Winter 14 Gut Reactions

 Ah, almost the end of Winter although the chilblains on my toes are not convinced..

 I almost made it through the pile. I was commanded to switch one of the books (Lola and the Boy Next Door) to Stephanie Perkins' first book, Anna and the French Kiss (YA), as it is The Law to read this one first it seems. (Ok, so it wasn’t quite that draconian, and I do prefer to read books in order if there is even the remotest sniff of a link between them. I am ALL about the Chronology.)
And there were a couple of interlopers in there too, which just snuck in, addicted me and meant that others had to step aside.

It appears that I am getting much better at ditching books that don't grab me. I stopped reading three in a row. I know! Three.  Ok, so I don't just slam them down and stop, because a) that feels rude and b) I will think about them. I need the closure. So I cheat and skim to the end. And generally I made the right decision, because at the end pages I could see that I would probably have been thinking "Really, is that it? I would have been very miffed if I had read all the way and this was the end."

You can read the details of the pile here.

So, my Star of the Season, a schmaltzy choice, was My true love gave to me because a) it was Christmassy and just hit the mood at the right time, b) it was a YA anthology and we know I adore those, c) there were several stories that I had to go back and re-read and d) both my Lovely CP and I sent this to each other, along with Blue Lily Blue Lily as Christmas presents, without any pre-arrangement. Spooky!  
A lovely book. A fab Christmas gift for any YA fan, for those who like to be ready early.

The interlopers, were Linda Castillo's Kate Burkholder books; Sworn to Silence and Praying for silence - grisly but gripping murders set in Amish country. I am a sucker for Amish stories/programmes, so these grabbed me from the word go. I have more on order and will bump them into the next pile without apology or warning.  I guess the gore here offsets the schmalz of the previous choice.



If the book of the season hadn’t gone to the anthology, I might have given it to Robin LaFever’s His Fair Assassin series. Mmmmm, history, courageous women, romance. Happy happy reading for me.

I hadn’t read any Stephanie Perkins’ books before, though I have seen them raved about. Her story in the anthology was one of my favourites. She has a relaxed engaging tone and I wasn’t disappointed by Anna and the French Kiss. Classic YA contemporary romance. Fab.

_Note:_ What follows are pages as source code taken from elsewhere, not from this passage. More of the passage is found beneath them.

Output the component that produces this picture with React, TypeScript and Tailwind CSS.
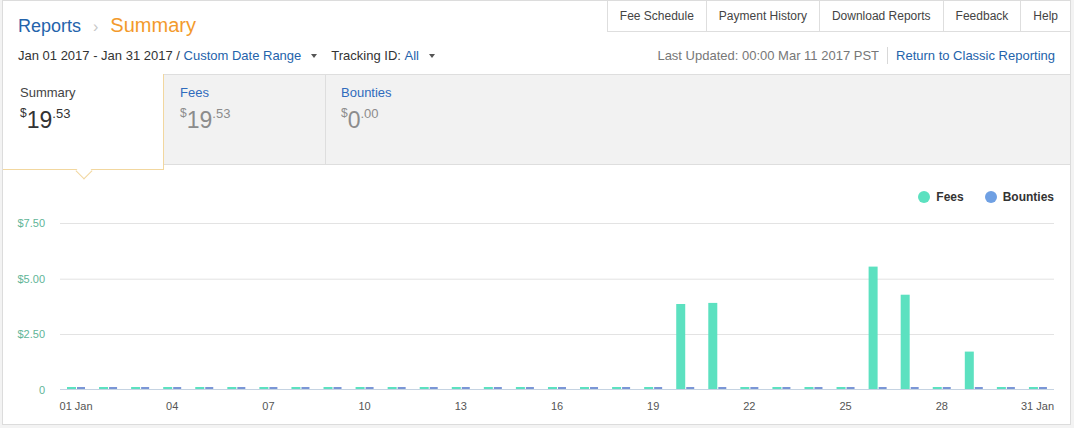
import React from "react";

const navItems = ["Fee Schedule", "Payment History", "Download Reports", "Feedback", "Help"];

// daily fees in dollars, 31 days of January
const fees = [
  0.01, 0.01, 0.01, 0.01, 0.01, 0.01, 0.01, 0.01, 0.01, 0.01, 0.01, 0.01, 0.01, 0.01, 0.01, 0.01,
  0.01, 0.01, 0.01, 3.84, 3.89, 0.01, 0.01, 0.01, 0.01, 5.53, 4.26, 0.01, 1.69, 0.01, 0.01,
];

const xLabels: Record<number, string> = {
  1: "01 Jan", 4: "04", 7: "07", 10: "10", 13: "13", 16: "16",
  19: "19", 22: "22", 25: "25", 28: "28", 31: "31 Jan",
};

const PLOT_LEFT = 60;
const PLOT_RIGHT = 1054;
const BASE_Y = 389;
const PX_PER_DOLLAR = 166 / 7.5;
const SLOT = (PLOT_RIGHT - PLOT_LEFT) / 31;

function Caret() {
  return <span className="ml-[10px] inline-block border-x-[3.5px] border-t-[4px] border-x-transparent border-t-[#555] align-middle" />;
}

function Amount({ whole, cents, dim }: { whole: string; cents: string; dim?: boolean }) {
  return (
    <div className={`flex items-start leading-none ${dim ? "text-[#8c8c8c]" : "text-[#333]"}`}>
      <span className="text-[12px] mt-[1px]">$</span>
      <span className="text-[23px] mt-[3px]">{whole}</span>
      <span className="text-[13px] mt-[1px]">.{cents}</span>
    </div>
  );
}

function Chart() {
  return (
    <svg width={1067} height={210} viewBox="3 213 1067 210" className="block">
      {[
        { v: "$7.50", y: 223 },
        { v: "$5.00", y: 278.7 },
        { v: "$2.50", y: 334 },
      ].map((g) => (
        <g key={g.v}>
          <line x1={PLOT_LEFT} x2={PLOT_RIGHT} y1={g.y + 0.5} y2={g.y + 0.5} stroke="#e3e3e3" />
          <text x={45} y={g.y + 4} textAnchor="end" fontSize={11} fill="#5fb597" fontFamily="'Liberation Sans', Arial, sans-serif">
            {g.v}
          </text>
        </g>
      ))}
      <text x={45} y={BASE_Y + 5} textAnchor="end" fontSize={11} fill="#5fb597" fontFamily="'Liberation Sans', Arial, sans-serif">
        0
      </text>
      {fees.map((f, i) => {
        const x0 = PLOT_LEFT + i * SLOT;
        const h = Math.max(2, f * PX_PER_DOLLAR);
        return (
          <g key={i}>
            <rect x={x0 + 7} y={BASE_Y - h} width={9} height={h} fill="#5ce1c0" />
            <rect x={x0 + 17} y={BASE_Y - 2} width={8} height={2} fill="#7a96d6" />
          </g>
        );
      })}
      <line x1={PLOT_LEFT} x2={PLOT_RIGHT} y1={BASE_Y + 0.5} y2={BASE_Y + 0.5} stroke="#c5d3e2" />
      {Object.entries(xLabels).map(([d, label]) => {
        const day = Number(d);
        const last = day === 31;
        const cx = last ? PLOT_RIGHT : PLOT_LEFT + (day - 0.5) * SLOT;
        return (
          <text
            key={d}
            x={cx}
            y={410}
            textAnchor={last ? "end" : "middle"}
            fontSize={11}
            fill="#555"
            fontFamily="'Liberation Sans', Arial, sans-serif"
          >
            {label}
          </text>
        );
      })}
    </svg>
  );
}

export default function App() {
  return (
    <div className="w-[1074px] h-[428px] bg-[#f3f3f3] font-['Liberation_Sans',Arial,sans-serif]">
      <div className="ml-[2px] w-[1069px] h-[425px] bg-white border border-[#dcdcdc] flex flex-col">
        {/* header */}
        <div className="flex justify-between items-start h-[36px]">
          <div className="flex items-baseline pl-[15px] pt-[9px]">
            <span className="text-[18px] text-[#2463ab]">Reports</span>
            <span className="mx-[12px] text-[16px] text-[#c8c8c8]">›</span>
            <span className="text-[20px] text-[#f39a2c]">Summary</span>
          </div>
          <div className="flex border-l border-b border-[#dedede] h-[31px] text-[12px] text-[#444]">
            {navItems.map((n, i) => (
              <div
                key={n}
                className={`flex items-center px-[12px] ${i < navItems.length - 1 ? "border-r border-[#dedede]" : ""}`}
              >
                {n}
              </div>
            ))}
          </div>
        </div>

        {/* filters */}
        <div className="flex justify-between items-center h-[37px] pl-[15px] pr-[15px] text-[13px]">
          <div className="flex items-center">
            <span className="text-[#333]">Jan 01 2017 - Jan 31 2017 /&nbsp;</span>
            <span className="text-[#2463ab]">Custom Date Range</span>
            <Caret />
            <span className="ml-[14px] text-[#333]">Tracking ID:&nbsp;</span>
            <span className="text-[#2463ab]">All</span>
            <Caret />
          </div>
          <div className="flex items-center">
            <span className="text-[#777]">Last Updated: 00:00 Mar 11 2017 PST</span>
            <span className="mx-[8px] w-px h-[17px] bg-[#d8d8d8]" />
            <span className="text-[#2463ab]">Return to Classic Reporting</span>
          </div>
        </div>

        {/* summary tabs */}
        <div className="flex h-[91px] bg-[#f2f2f2] border-t border-b border-[#dedede]">
          <div className="relative w-[161px] h-[96px] -mt-px bg-white border-r border-b border-[#f2d79f] pl-[17px] pt-[11px] z-10">
            <div className="text-[13px] text-[#444] leading-[16px]">Summary</div>
            <div className="mt-[5px]">
              <Amount whole="19" cents="53" />
            </div>
            <div className="absolute left-[75px] -bottom-[8px] w-[12px] h-[12px] rotate-45 bg-white border-r border-b border-[#f2d79f]" />
          </div>
          <div className="w-[162px] border-r border-[#dedede] pl-[16px] pt-[10px]">
            <div className="text-[13px] text-[#2f6bbd] leading-[16px]">Fees</div>
            <div className="mt-[5px]">
              <Amount whole="19" cents="53" dim />
            </div>
          </div>
          <div className="w-[162px] pl-[15px] pt-[10px]">
            <div className="text-[13px] text-[#2f6bbd] leading-[16px]">Bounties</div>
            <div className="mt-[5px]">
              <Amount whole="0" cents="00" dim />
            </div>
          </div>
        </div>

        {/* chart */}
        <div className="flex justify-end items-center h-[48px] pt-[16px] pr-[16px] text-[12px] font-bold text-[#333]">
          <span className="w-[12px] h-[12px] rounded-full bg-[#5ce1c0]" />
          <span className="ml-[6px]">Fees</span>
          <span className="ml-[21px] w-[12px] h-[12px] rounded-full bg-[#6fa0e3]" />
          <span className="ml-[6px]">Bounties</span>
        </div>
        <Chart />
      </div>
    </div>
  );
}
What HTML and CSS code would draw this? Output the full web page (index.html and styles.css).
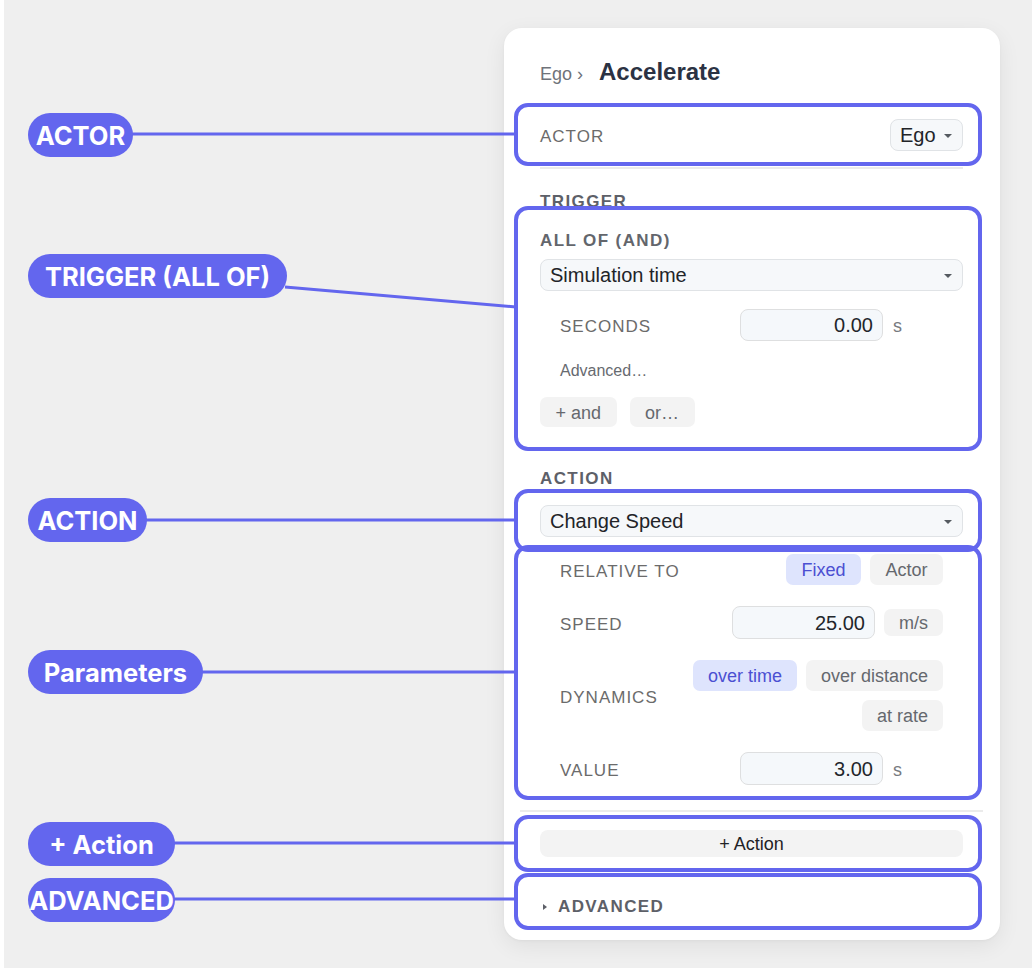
FILE: index.html
```html
<!DOCTYPE html>
<html>
<head>
<meta charset="utf-8">
<title>Accelerate</title>
<link rel="stylesheet" href="styles.css">
</head>
<body>
<div class="page">
  <div class="stage">
    <div class="card">
      <div class="crumb"><span class="crumb-parent">Ego ›</span><span class="crumb-title">Accelerate</span></div>
      <div class="divider"></div>
      <div class="actor-row">
        <span class="label">ACTOR</span>
        <div class="select select-small"><span>Ego</span><span class="caret"></span></div>
      </div>
      <div class="divider"></div>
      <div class="section-title trigger-title">TRIGGER</div>
      <div class="group-title">ALL OF (AND)</div>
      <div class="select select-wide"><span>Simulation time</span><span class="caret"></span></div>
      <div class="param-row seconds-row">
        <span class="label">SECONDS</span>
        <div class="num-input">0.00</div>
        <span class="unit">s</span>
      </div>
      <div class="advanced-link">Advanced…</div>
      <div class="btn-row"><span class="chip">+ and</span><span class="chip">or…</span></div>
      <div class="section-title action-title">ACTION</div>
      <div class="select select-wide action-select"><span>Change Speed</span><span class="caret"></span></div>
      <div class="params">
        <div class="param-row relative-row">
          <span class="label">RELATIVE TO</span>
          <div class="toggles">
            <span class="chip chip-on">Fixed</span>
            <span class="chip">Actor</span>
          </div>
        </div>
        <div class="param-row speed-row">
          <span class="label">SPEED</span>
          <div class="num-input num-speed">25.00</div>
          <span class="chip chip-unit">m/s</span>
        </div>
        <div class="param-row dyn-row">
          <span class="label">DYNAMICS</span>
          <div class="dyn-options">
            <span class="chip chip-on">over time</span>
            <span class="chip">over distance</span>
            <span class="chip">at rate</span>
          </div>
        </div>
        <div class="param-row value-row">
          <span class="label">VALUE</span>
          <div class="num-input">3.00</div>
          <span class="unit">s</span>
        </div>
      </div>
      <div class="divider divider-wide"></div>
      <div class="add-action">+ Action</div>
      <div class="advanced"><span class="tri"></span>ADVANCED</div>
    </div>
  </div>

  <svg class="leaders" width="1036" height="968" viewBox="0 0 1036 968">
    <g stroke="#6366ee" stroke-width="3" fill="none">
      <line x1="130" y1="134" x2="516" y2="134"/>
      <line x1="285" y1="287" x2="516" y2="307"/>
      <line x1="144" y1="520" x2="516" y2="520"/>
      <line x1="200" y1="672" x2="516" y2="672"/>
      <line x1="172" y1="843" x2="516" y2="843"/>
      <line x1="172" y1="899" x2="516" y2="899"/>
    </g>
  </svg>

  <div class="hl hl-actor"></div>
  <div class="hl hl-trigger"></div>
  <div class="hl hl-action"></div>
  <div class="hl hl-params"></div>
  <div class="hl hl-add"></div>
  <div class="hl hl-adv"></div>

  <div class="pill pill-actor">ACTOR</div>
  <div class="pill pill-trigger">TRIGGER (ALL OF)</div>
  <div class="pill pill-action">ACTION</div>
  <div class="pill pill-params">Parameters</div>
  <div class="pill pill-add">+ Action</div>
  <div class="pill pill-adv">ADVANCED</div>
</div>
</body>
</html>
```
FILE: styles.css
```css
* { box-sizing: border-box; }

html, body {
  margin: 0;
  padding: 0;
  background: #ffffff;
}

.page {
  position: relative;
  width: 1036px;
  height: 968px;
  overflow: hidden;
  font-family: "Liberation Sans", Arial, sans-serif;
}

.stage {
  margin: 0 4px;
  width: 1028px;
  height: 968px;
  background: #efefef;
  padding: 28px 0 0 500px;
}

.card {
  width: 496px;
  height: 912px;
  background: #ffffff;
  border-radius: 18px;
  box-shadow: 0 6px 22px rgba(0, 0, 0, 0.07), 0 1px 3px rgba(0, 0, 0, 0.04);
  padding: 28px 37px 23px 36px;
  display: flex;
  flex-direction: column;
}

/* header */
.crumb {
  height: 32px;
  line-height: 32px;
  display: flex;
  align-items: baseline;
  white-space: nowrap;
}
.crumb-parent {
  font-size: 18px;
  color: #6f737a;
  margin-right: 16px;
}
.crumb-title {
  font-size: 24px;
  font-weight: 700;
  color: #2b3243;
}

.divider {
  height: 2px;
  background: #ebebeb;
  margin-top: 15px;
  flex: none;
}
.divider-wide {
  margin: 25px -20px 0 -20px;
}

.label {
  font-size: 17px;
  letter-spacing: 1px;
  color: #6b6b6b;
  white-space: nowrap;
  padding-top: 4px;
}

.actor-row {
  display: flex;
  align-items: center;
  justify-content: space-between;
  padding: 14px 0 16px 0;
  height: 62px;
}
.actor-row + .divider { margin-top: 0; }

.select {
  height: 32px;
  border: 1.5px solid #e0e3e6;
  background: #f6f8fa;
  border-radius: 8px;
  display: flex;
  align-items: center;
  justify-content: space-between;
  padding: 1px 10px 0 9px;
  font-size: 20px;
  color: #222428;
  white-space: nowrap;
}
.select-small { width: 73px; }
.select-wide { margin-top: 8px; }
.action-select { margin-top: 16px; }

.caret {
  width: 0;
  height: 0;
  border-left: 4px solid transparent;
  border-right: 4px solid transparent;
  border-top: 4px solid #555a60;
  margin-top: 1px;
}

.section-title {
  font-size: 17px;
  font-weight: 700;
  letter-spacing: 1.4px;
  color: #5d6068;
  line-height: 20px;
  height: 20px;
}
.trigger-title { margin-top: 23px; }
.action-title { margin-top: 42px; }

.group-title {
  margin-top: 19px;
  font-size: 17px;
  font-weight: 700;
  letter-spacing: 1.4px;
  color: #63666c;
  line-height: 20px;
  height: 20px;
  white-space: nowrap;
}

.param-row {
  display: flex;
  align-items: center;
  padding: 0 20px;
}
.param-row .label { flex: 1; }
.seconds-row { margin-top: 18px; height: 32px; }

.num-input {
  width: 143px;
  height: 32px;
  border: 1.5px solid #dedfe0;
  background: #f5f8fb;
  border-radius: 8px;
  font-size: 20px;
  color: #23262b;
  text-align: right;
  line-height: 27px;
  padding: 2px 9px 0 0;
  flex: none;
}
.num-speed, .value-row .num-input { height: 33px; line-height: 28px; }

.unit {
  width: 50px;
  margin-left: 10px;
  font-size: 18px;
  color: #777a80;
  flex: none;
  padding-top: 3px;
}

.advanced-link {
  margin-top: 20px;
  padding-left: 20px;
  font-size: 16px;
  color: #676a70;
  line-height: 20px;
  height: 20px;
}

.btn-row {
  margin-top: 16px;
  display: flex;
  gap: 13px;
  height: 30px;
}

.chip {
  display: inline-flex;
  align-items: center;
  justify-content: center;
  height: 30px;
  padding: 2px 15.5px 0 15.5px;
  background: #f3f3f3;
  border-radius: 7px;
  font-size: 18px;
  color: #65686e;
  white-space: nowrap;
  flex: none;
}
.chip-on {
  background: #dee4fd;
  color: #4b4fd2;
}

.params { display: flex; flex-direction: column; }

.relative-row { margin-top: 17px; height: 31px; }
.toggles { display: flex; gap: 9px; }
.toggles .chip { height: 31px; }

.speed-row { margin-top: 21px; height: 33px; }
.chip-unit {
  height: 27px;
  width: 59px;
  padding: 2px 0 0 0;
  margin-left: 9px;
}

.dyn-row { margin-top: 21px; }
.dyn-row .label { flex: none; }
.dyn-options {
  flex: 1;
  margin-left: 10px;
  display: flex;
  flex-wrap: wrap;
  justify-content: flex-end;
  gap: 9px;
}
.dyn-options .chip { height: 31px; padding: 2px 15px 0 15px; }

.value-row { margin-top: 21px; height: 33px; }

.add-action {
  margin-top: 18px;
  height: 27px;
  background: #f3f3f3;
  border-radius: 8px;
  display: flex;
  align-items: center;
  justify-content: center;
  padding-top: 2px;
  font-size: 18px;
  color: #1f2226;
}

.advanced {
  margin-top: 40px;
  height: 20px;
  line-height: 20px;
  display: flex;
  align-items: center;
  font-size: 17px;
  font-weight: 700;
  letter-spacing: 1.4px;
  color: #5d6068;
}
.tri {
  width: 0;
  height: 0;
  border-top: 3.5px solid transparent;
  border-bottom: 3.5px solid transparent;
  border-left: 4px solid #5d6068;
  margin: 0 11px 0 3px;
}

/* annotation overlay */
.leaders {
  position: absolute;
  left: 0;
  top: 0;
  pointer-events: none;
}

.hl {
  position: absolute;
  left: 514px;
  width: 468px;
  border: 4px solid #6366ee;
  border-radius: 14px;
}
.hl-actor { top: 103px; height: 63px; }
.hl-trigger { top: 206px; height: 245px; }
.hl-action { top: 489px; height: 63px; }
.hl-params { top: 545px; height: 255px; }
.hl-add { top: 815px; height: 57px; }
.hl-adv { top: 873px; height: 57px; }

.pill {
  position: absolute;
  left: 28px;
  height: 44px;
  border-radius: 22px;
  background: #6366ee;
  color: #ffffff;
  font-family: Inter, "Liberation Sans", sans-serif;
  font-weight: 700;
  font-size: 25.5px;
  display: flex;
  align-items: center;
  justify-content: center;
  white-space: nowrap;
}
.pill-actor { top: 113px; width: 105px; }
.pill-trigger { top: 254px; width: 259px; }
.pill-action { top: 498px; width: 119px; }
.pill-params { top: 650px; width: 175px; }
.pill-add { top: 822px; width: 147px; }
.pill-adv { top: 878px; width: 147px; }
```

As I have mentioned before, in Women’s fiction, I really warm to Jenny Colgan’s writing voice. I can add Sophie Kinsella to that list. I know I am really late to her, and unlike the rest of the Chicklit reading world, I’m not tempted to the Shopaholic series, but the stand-alone stories might well be popping up in TBR piles in the future.


And the other stuff;
 as mentioned I ditched three books before the end mainly as they bored me.
 -One was Women's Fiction and so I am trying to dissect that one to work out why, and hopefully not do the same in my own writing.
-In another case, I found that the main character wasn't appealing - nothing wrong with that, there are some wonderful unpleasant MCs out there, but generally there has to be something about them that makes you hang in there. Not this one.
- One was a second chance for an acclaimed author, and yet again I found myself thinking that it was no great shakes.

The next pile is going to be extremely Women's fiction heavy (except when the grisly murders come in at the library…) I'm revising a story in this genre and I'm feeling the need to immerse myself.



Anyone read anything good this season?

Monday, 12 January 2015

Eeeking again.

Happy New Year!



 It's now all of 12 days into the new year, and people are already letting go of their resolutions, which is why I generally don't make them. (My pilates teacher managed one day of her dry January. This is exactly why I go to her, she is a regular person, not some Infallible.)

I did however list a couple of aims last year. I wanted to up my game in 2014; more quantity and more quality.  I did the quantity . I wrote three 100k women's fiction vomit drafts. I cannot comment on the quality aspect. Most importantlythough I practiced plotting, writing to quotas and deadlines and the big one, the hardest; the finishing. I learnt how I write a vomit draft in a way that doesn't maim or kill me. 

This year then, I aim to do something with them. I need to learn how I best revise to a first draft without it maiming or killing me either. I'm aiming to do this to one of them by April. Then there's the 2nd, 3rd and more drafts.  I have done such things before, with YA stories, but I have somehow forgotten my practice. This time I aim to write it down as I go, so that I can remind myself again and again, until I have it down as routine.

Last year, the aims felt rather daunting, (the post back then was called Eeek! afterall) Now having done it, having worked out my method, it wasn't as bad as I thought. Considering that the concept of redrafting has me quaking too, I'm just going to have to dive in and with a bit of luck, the same might apply. 

I'm hoping - hoping rather than aiming - to have something in a some submittable state some day soon, late 2015/early 2016 say, because wouldn't it be ace to see one's aims, even if not resolutions, bear fruit?

What aims have you got for this year?